White is also considered a lipochrome color in canary birds, although it is not produced by carotenoids. Instead, it is the result of a lack of melanin in the bird’s feathers, which gives them a pure white appearance. White Canaries have two types: recessive (pure white) and dominant (pure white but with shades of yellow on the tip of feathers and or tails).
Nearly all melanin pigments in canary birds are a combination of melanin such as brown and a base lipochrome color, such as yellow. For example, a combination of a yellow base and covered with melanin black and brown would give us a green canary. let’s explore the green canary and other melanian pigments types in more detail:
The “green” color is considered the most common among canaries and is actually the original color of the wild canary. Through selective breeding over the years, we have obtained other endless shades such as yellow and white. While green canaries may appear to have green feathers, they actually do not.
Green is not considered a lipochrome color, but rather a combination of yellow lipochrome and black/brown melanin, which creates the illusion of green. The black/brown melanin is most visible in the bird’s wings and tail, giving the appearance of a green body. So while it may look like the green canary has green feathers, it’s actually just a trick of the eye.
Cinnamon and fawn are two of the most common and basic types of brown colors in canaries. Cinnamon brown canaries have a dark brown melanin pigment combined with a yellow lipochrome base color, resulting in cinnamon-like color, hence the name.
Fawn-brown canaries, on the other hand, have a lighter brown melanin pigment combined with a white lipochrome base, resulting in a lighter, more whitish-brown. This coloration is also caused by a genetic mutation, but it affects a different gene than the one that produces cinnamon brown.
Blue canaries are not actually blue, but rather a combination of white base or ground color and dark black/brown melanin.
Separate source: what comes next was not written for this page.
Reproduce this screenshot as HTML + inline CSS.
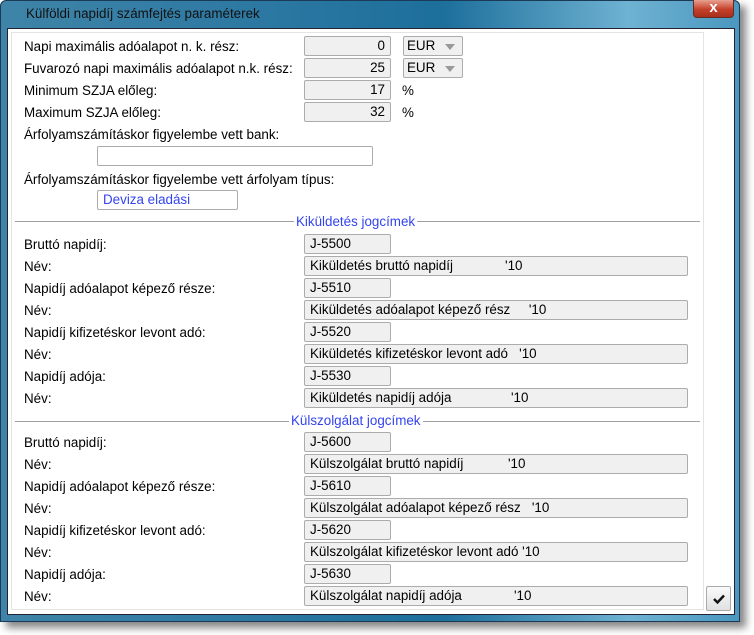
<!DOCTYPE html>
<html><head><meta charset="utf-8"><style>
*{box-sizing:border-box;margin:0;padding:0}
body{width:754px;height:635px;background:#fff;position:relative;overflow:hidden;font-family:"Liberation Sans",sans-serif;font-size:13.4px;color:#000}
.shadow{position:absolute;left:6px;top:6px;width:740px;height:622px;background:#555;filter:blur(4px);opacity:.7}
.frame{position:absolute;left:0;top:0;width:740px;height:622px;border:1px solid #1a3a55;border-radius:6px 6px 0 0;background:linear-gradient(90deg,#3f84a8 0%,#2f7aa3 30%,#1d6f9c 60%,#6fb2d2 85%,#4a97bf 100%)}
.title{position:absolute;left:26px;top:6px;font-size:13.4px;color:#111}
.close{position:absolute;left:693px;top:0;width:41px;height:18px;border:1px solid #6a2a20;border-top:none;border-radius:0 0 4px 4px;background:linear-gradient(#e8a090,#c5402a 55%,#a8301c);color:#fff;font-weight:bold;font-size:15px;text-align:center;line-height:15px}
.client{position:absolute;left:7px;top:28px;width:728px;height:587px;background:#fff;border:1px solid #223}
.panel{position:absolute;left:11px;top:32px;width:693px;height:578px;border:1px solid #e4e4e4;background:#fff}
.l{position:absolute;left:24px;line-height:16px;white-space:nowrap}
.f{position:absolute;height:20px;border:1px solid #acacac;border-radius:2px;background:#f0f0f0;padding:0 5px;line-height:18px;white-space:nowrap}
.r{text-align:right}
.dd{position:absolute;left:403px;width:60px;height:20px;border:1px solid #acacac;border-radius:2px;background:#f0f0f0;padding-left:3px;line-height:18px}
.dd:after{content:"";position:absolute;right:7px;top:7px;border-left:5px solid transparent;border-right:5px solid transparent;border-top:6px solid #999}
.sep{position:absolute;left:15px;width:685px;height:1px;background:#a0a0a0}
.sh{position:absolute;background:#fff;color:#3344ee;padding:0 2px;line-height:16px}
.ok{position:absolute;left:706px;top:586px;width:25px;height:25px;border:1px solid #aaa;border-radius:2px;background:linear-gradient(#fafafa,#e0e0e0)}
.ok svg{position:absolute;left:6px;top:7px}
</style></head><body>
<div class="shadow"></div>
<div class="frame"></div>
<div class="title">Külföldi napidíj számfejtés paraméterek</div>
<div class="close">x</div>
<div class="client"></div>
<div class="panel"></div>

<div class="l" style="top:39px">Napi maximális adóalapot n. k. rész:</div>
<div class="f r" style="left:304px;top:36px;width:87px">0</div>
<div class="dd" style="top:36px">EUR</div>
<div class="l" style="top:61px">Fuvarozó napi maximális adóalapot n.k. rész:</div>
<div class="f r" style="left:304px;top:58px;width:87px">25</div>
<div class="dd" style="top:58px">EUR</div>
<div class="l" style="top:83px">Minimum SZJA előleg:</div>
<div class="f r" style="left:304px;top:80px;width:87px">17</div>
<div class="l" style="left:402px;top:83px">%</div>
<div class="l" style="top:105px">Maximum SZJA előleg:</div>
<div class="f r" style="left:304px;top:102px;width:87px">32</div>
<div class="l" style="left:402px;top:105px">%</div>
<div class="l" style="top:127px">Árfolyamszámításkor figyelembe vett bank:</div>
<div class="f" style="left:97px;top:146px;width:276px;background:#fff"></div>
<div class="l" style="top:172px">Árfolyamszámításkor figyelembe vett árfolyam típus:</div>
<div class="f" style="left:97px;top:190px;width:141px;background:#fff;color:#3344ee">Deviza eladási</div>

<div class="sep" style="top:221px"></div>
<div class="sh" style="left:294px;top:214px">Kiküldetés jogcímek</div>
<div class="l" style="top:237px">Bruttó napidíj:</div>
<div class="f" style="left:304px;top:234px;width:87px">J-5500</div>
<div class="l" style="top:259px">Név:</div>
<div class="f" style="left:304px;top:256px;width:384px">Kiküldetés bruttó napidíj&nbsp;&nbsp;&nbsp;&nbsp;&nbsp;&nbsp;&nbsp;&nbsp;&nbsp;&nbsp;&nbsp;&nbsp;&nbsp;&nbsp;'10</div>
<div class="l" style="top:281px">Napidíj adóalapot képező része:</div>
<div class="f" style="left:304px;top:278px;width:87px">J-5510</div>
<div class="l" style="top:303px">Név:</div>
<div class="f" style="left:304px;top:300px;width:384px">Kiküldetés adóalapot képező rész&nbsp;&nbsp;&nbsp;&nbsp;&nbsp;'10</div>
<div class="l" style="top:325px">Napidíj kifizetéskor levont adó:</div>
<div class="f" style="left:304px;top:322px;width:87px">J-5520</div>
<div class="l" style="top:347px">Név:</div>
<div class="f" style="left:304px;top:344px;width:384px">Kiküldetés kifizetéskor levont adó&nbsp;&nbsp;&nbsp;'10</div>
<div class="l" style="top:369px">Napidíj adója:</div>
<div class="f" style="left:304px;top:366px;width:87px">J-5530</div>
<div class="l" style="top:391px">Név:</div>
<div class="f" style="left:304px;top:388px;width:384px">Kiküldetés napidíj adója&nbsp;&nbsp;&nbsp;&nbsp;&nbsp;&nbsp;&nbsp;&nbsp;&nbsp;&nbsp;&nbsp;&nbsp;&nbsp;&nbsp;&nbsp;&nbsp;'10</div>

<div class="sep" style="top:421px"></div>
<div class="sh" style="left:289px;top:413px">Külszolgálat jogcímek</div>
<div class="l" style="top:435px">Bruttó napidíj:</div>
<div class="f" style="left:304px;top:432px;width:87px">J-5600</div>
<div class="l" style="top:457px">Név:</div>
<div class="f" style="left:304px;top:454px;width:384px">Külszolgálat bruttó napidíj&nbsp;&nbsp;&nbsp;&nbsp;&nbsp;&nbsp;&nbsp;&nbsp;&nbsp;&nbsp;&nbsp;&nbsp;'10</div>
<div class="l" style="top:479px">Napidíj adóalapot képező része:</div>
<div class="f" style="left:304px;top:476px;width:87px">J-5610</div>
<div class="l" style="top:501px">Név:</div>
<div class="f" style="left:304px;top:498px;width:384px">Külszolgálat adóalapot képező rész&nbsp;&nbsp;&nbsp;'10</div>
<div class="l" style="top:523px">Napidíj kifizetéskor levont adó:</div>
<div class="f" style="left:304px;top:520px;width:87px">J-5620</div>
<div class="l" style="top:545px">Név:</div>
<div class="f" style="left:304px;top:542px;width:384px">Külszolgálat kifizetéskor levont adó '10</div>
<div class="l" style="top:567px">Napidíj adója:</div>
<div class="f" style="left:304px;top:564px;width:87px">J-5630</div>
<div class="l" style="top:589px">Név:</div>
<div class="f" style="left:304px;top:586px;width:384px">Külszolgálat napidíj adója&nbsp;&nbsp;&nbsp;&nbsp;&nbsp;&nbsp;&nbsp;&nbsp;&nbsp;&nbsp;&nbsp;&nbsp;&nbsp;&nbsp;'10</div>

<div class="ok"><svg width="12" height="10" viewBox="0 0 12 10"><path d="M1 5 L4.5 8.5 L11 1.5" fill="none" stroke="#111" stroke-width="2.4"/></svg></div>
</body></html>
The melanin pigment gives the appearance of blue or grey, but the bird’s ground color is actually white. This is similar to how the green canary appears green due to a combination of yellow and black/brown melanin pigments.
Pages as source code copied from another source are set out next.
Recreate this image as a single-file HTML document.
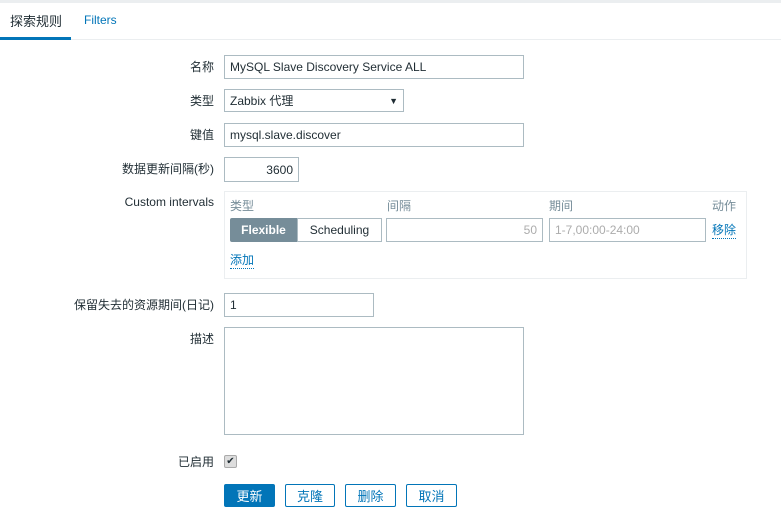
<!DOCTYPE html><html><head><meta charset="utf-8"><style>
body{margin:0;width:781px;height:516px;background:#fff;font:12px "Liberation Sans","Noto Sans CJK SC",sans-serif;color:#1f2c33;position:relative;overflow:hidden}
.a{position:absolute}
.lbl{position:absolute;right:567px;text-align:right;white-space:nowrap}
.in{position:absolute;box-sizing:border-box;border:1px solid #acbbc2;background:#fff;padding:0 5px;display:flex;align-items:center}
.btn{position:absolute;box-sizing:border-box;top:484px;height:23px;border:1px solid #0275b8;color:#0275b8;display:flex;align-items:center;justify-content:center;border-radius:2px;background:#fff;font-size:13px}
.lnk{color:#0275b8;border-bottom:1px dotted #0275b8}
.g{color:#768d99}
</style></head><body>
<div class="a" style="left:0;top:0;width:781px;height:3px;background:#ebeef0"></div>
<div class="a" style="left:0;top:39px;width:781px;height:1px;background:#ebeef0"></div>
<div class="a" style="left:0;top:37px;width:71px;height:3px;background:#0275b8"></div>
<div class="a" style="left:10px;top:11px;font-size:13px">探索规则</div>
<div class="a" style="left:84px;top:13px;color:#0275b8">Filters</div>

<div class="lbl" style="top:58px">名称</div>
<div class="in" style="left:224px;top:55px;width:300px;height:24px">MySQL Slave Discovery Service ALL</div>
<div class="lbl" style="top:92px">类型</div>
<div class="in" style="left:224px;top:89px;width:180px;height:23px">Zabbix 代理<span style="margin-left:auto;font-size:9px">▼</span></div>
<div class="lbl" style="top:126px">键值</div>
<div class="in" style="left:224px;top:123px;width:300px;height:24px">mysql.slave.discover</div>
<div class="lbl" style="top:160px">数据更新间隔(秒)</div>
<div class="in" style="left:224px;top:157px;width:75px;height:25px;justify-content:flex-end">3600</div>
<div class="lbl" style="top:195px">Custom intervals</div>
<div class="a" style="left:224px;top:191px;width:521px;height:86px;border:1px solid #ebeef0"></div>
<div class="a g" style="left:230px;top:197px">类型</div>
<div class="a g" style="left:387px;top:197px">间隔</div>
<div class="a g" style="left:549px;top:197px">期间</div>
<div class="a g" style="left:712px;top:197px">动作</div>
<div class="a" style="left:230px;top:218px;width:67px;height:24px;background:#768d99;color:#fff;font-weight:bold;display:flex;align-items:center;justify-content:center;border-radius:2px 0 0 2px">Flexible</div>
<div class="in" style="left:297px;top:218px;width:85px;height:24px;justify-content:center">Scheduling</div>
<div class="in" style="left:386px;top:218px;width:157px;height:24px;justify-content:flex-end;color:#acacac">50</div>
<div class="in" style="left:549px;top:218px;width:157px;height:24px;color:#acacac">1-7,00:00-24:00</div>
<div class="a lnk" style="left:712px;top:221px">移除</div>
<div class="a lnk" style="left:230px;top:251px">添加</div>
<div class="lbl" style="top:296px">保留失去的资源期间(日记)</div>
<div class="in" style="left:224px;top:293px;width:150px;height:24px">1</div>
<div class="lbl" style="top:330px">描述</div>
<div class="in" style="left:224px;top:327px;width:300px;height:108px"></div>
<div class="lbl" style="top:453px">已启用</div>
<div class="a" style="left:224px;top:455px;width:11px;height:11px;border:1px solid #aaa;background:#ddd;font-size:10px;line-height:11px;text-align:center;border-radius:2px">✔</div>
<div class="btn" style="left:224px;width:51px;background:#0275b8;color:#fff">更新</div>
<div class="btn" style="left:285px;width:50px">克隆</div>
<div class="btn" style="left:345px;width:51px">删除</div>
<div class="btn" style="left:406px;width:51px">取消</div>
</body></html>
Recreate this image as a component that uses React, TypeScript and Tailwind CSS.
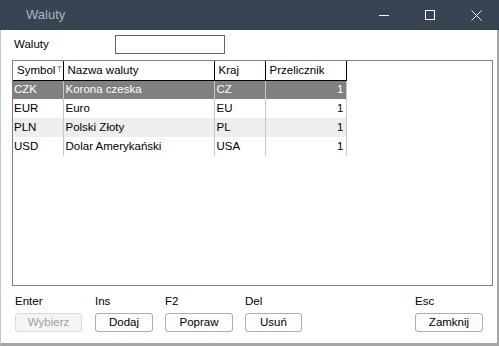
import React from "react";

type Row = { symbol: string; name: string; country: string; rate: string };

const rows: Row[] = [
  { symbol: "CZK", name: "Korona czeska", country: "CZ", rate: "1" },
  { symbol: "EUR", name: "Euro", country: "EU", rate: "1" },
  { symbol: "PLN", name: "Polski Złoty", country: "PL", rate: "1" },
  { symbol: "USD", name: "Dolar Amerykański", country: "USA", rate: "1" },
];

function Btn({ label, width, disabled }: { label: string; width: string; disabled?: boolean }) {
  return (
    <button
      className={`${width} h-[19px] rounded-[3px] border text-[11.5px] leading-none ${
        disabled
          ? "border-[#dcdcdc] bg-[#f4f4f4] text-[#a0a0a0]"
          : "border-[#adadad] bg-[#fdfdfd] text-black"
      }`}
    >
      {label}
    </button>
  );
}

export default function App() {
  const rowBg = (i: number) =>
    i === 0 ? "bg-[#808080] text-white" : i === 2 ? "bg-[#eeeeee] text-black" : "bg-white text-black";

  return (
    <div
      className="flex h-[346px] w-[499px] flex-col bg-white"
      style={{ fontFamily: '"Liberation Sans", Arial, sans-serif' }}
    >
      {/* title bar */}
      <div className="flex h-[30px] shrink-0 items-center bg-[#394453]">
        <span className="ml-[26px] text-[13px] text-[#aab4c1]">Waluty</span>
        <div className="ml-auto flex h-full items-center">
          <div className="flex w-[46px] justify-center">
            <div className="h-px w-[10px] bg-white" />
          </div>
          <div className="flex w-[46px] justify-center">
            <div className="h-[10px] w-[10px] border border-white" />
          </div>
          <div className="flex w-[46px] justify-center">
            <svg width="11" height="11" viewBox="0 0 11 11">
              <path d="M0.5 0.5 L10.5 10.5 M10.5 0.5 L0.5 10.5" stroke="#ffffff" strokeWidth="1" />
            </svg>
          </div>
        </div>
      </div>

      {/* body */}
      <div className="flex min-h-0 flex-1 border-b-[3px] border-l border-r-2 border-b-[#a6a6a6] border-l-[#c8c8c8] border-r-[#a6a6a6]">
        <div className="flex flex-1 flex-col pl-[11px] pr-[4px]">
          <div className="mt-[5px] flex h-[19px] items-center">
            <span className="ml-[2px] w-[101px] text-[11.5px] text-black">Waluty</span>
            <div className="h-[19px] w-[110px] border border-[#646464] bg-white" />
          </div>

          <div className="mt-[6px] h-[226px] border border-[#808080] bg-white">
            <table className="w-[333px] table-fixed border-collapse text-[11.5px]">
              <colgroup>
                <col className="w-[50px]" />
                <col className="w-[151px]" />
                <col className="w-[51px]" />
                <col className="w-[81px]" />
              </colgroup>
              <thead>
                <tr className="h-[19px] border-b border-black">
                  <th className="overflow-hidden border-r border-black pl-[4px] text-left font-normal">
                    <span className="flex items-center">
                      Symbol
                      <svg width="5" height="6" viewBox="0 0 5 6" className="ml-[2px] mb-[3px] shrink-0">
                        <path d="M0 0 H5 L3 2.5 V6 H2 V2.5 Z" fill="#a8a8a8" />
                      </svg>
                    </span>
                  </th>
                  <th className="border-r border-black pl-[4px] text-left font-normal">Nazwa waluty</th>
                  <th className="border-r border-black pl-[4px] text-left font-normal">Kraj</th>
                  <th className="border-r border-black pl-[4px] text-left font-normal">Przelicznik</th>
                </tr>
              </thead>
              <tbody>
                {rows.map((r, i) => (
                  <tr key={r.symbol} className={`h-[19px] ${rowBg(i)}`}>
                    <td className="border-r border-[#c8c8c8] pl-[1px]">{r.symbol}</td>
                    <td className="border-r border-[#c8c8c8] pl-[2px]">{r.name}</td>
                    <td className="border-r border-[#c8c8c8] pl-[2px]">{r.country}</td>
                    <td className="border-r border-[#c8c8c8] pr-[2px] text-right">{r.rate}</td>
                  </tr>
                ))}
              </tbody>
            </table>
          </div>

          <div className="mt-[8px] flex text-[11.5px] text-black">
            <div className="ml-[3px] flex w-[80px] flex-col gap-[5px]">
              <span className="leading-[14px]">Enter</span>
              <Btn label="Wybierz" width="w-[67px]" disabled />
            </div>
            <div className="flex w-[70px] flex-col gap-[5px]">
              <span className="leading-[14px]">Ins</span>
              <Btn label="Dodaj" width="w-[58px]" />
            </div>
            <div className="flex w-[80px] flex-col gap-[5px]">
              <span className="leading-[14px]">F2</span>
              <Btn label="Popraw" width="w-[68px]" />
            </div>
            <div className="flex w-[57px] flex-col gap-[5px]">
              <span className="leading-[14px]">Del</span>
              <Btn label="Usuń" width="w-[57px]" />
            </div>
            <div className="ml-auto mr-[10px] flex w-[68px] flex-col gap-[5px]">
              <span className="leading-[14px]">Esc</span>
              <Btn label="Zamknij" width="w-[68px]" />
            </div>
          </div>
        </div>
      </div>
    </div>
  );
}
The presence or absence of brown melanin determines whether the blue coloration appears lighter or darker. Blue canaries are typically bred by crossing a green canary with a white canary to produce offspring with the desired coloration. Other factors, such as genetics and diet, can also influence the shade of blue displayed by the bird.
The Variegated Canary
Variegated is a type of canary bird that has a combination of both melanin and lipochrome colors. The feathers on the bird are a mix of white or yellow with areas of black or brown. However, unlike in green and blue canaries, the melanin pigment (black to brown) doesn’t have a consistent pattern on the bird’s body. These colors are randomly distributed, giving each variegated canary a unique and distinctive appearance.
Other canary colors
Canary birds offer an astonishing range of color combinations, making them highly sought-after among bird enthusiasts and breeders. Many of these captivating colors are the result of intricate combinations of lipochrome and melanin pigments, as well as variations in their shades. Canary plumage can exhibit a spectrum of hues, from vivid and vibrant to subtle and delicate. The names of the following color-bred canaries are derived from the specific combinations and shades they possess with some colors appearing more diluted, showcasing lighter tones, while others exhibit darker and more intense pigmentation:
Canary breeders and enthusiasts have dedicated themselves to refining and developing new color variations through selective breeding programs. The continuous exploration and introduction of these diverse color combinations have turned canaries into fascinating and cherished part of the avian world.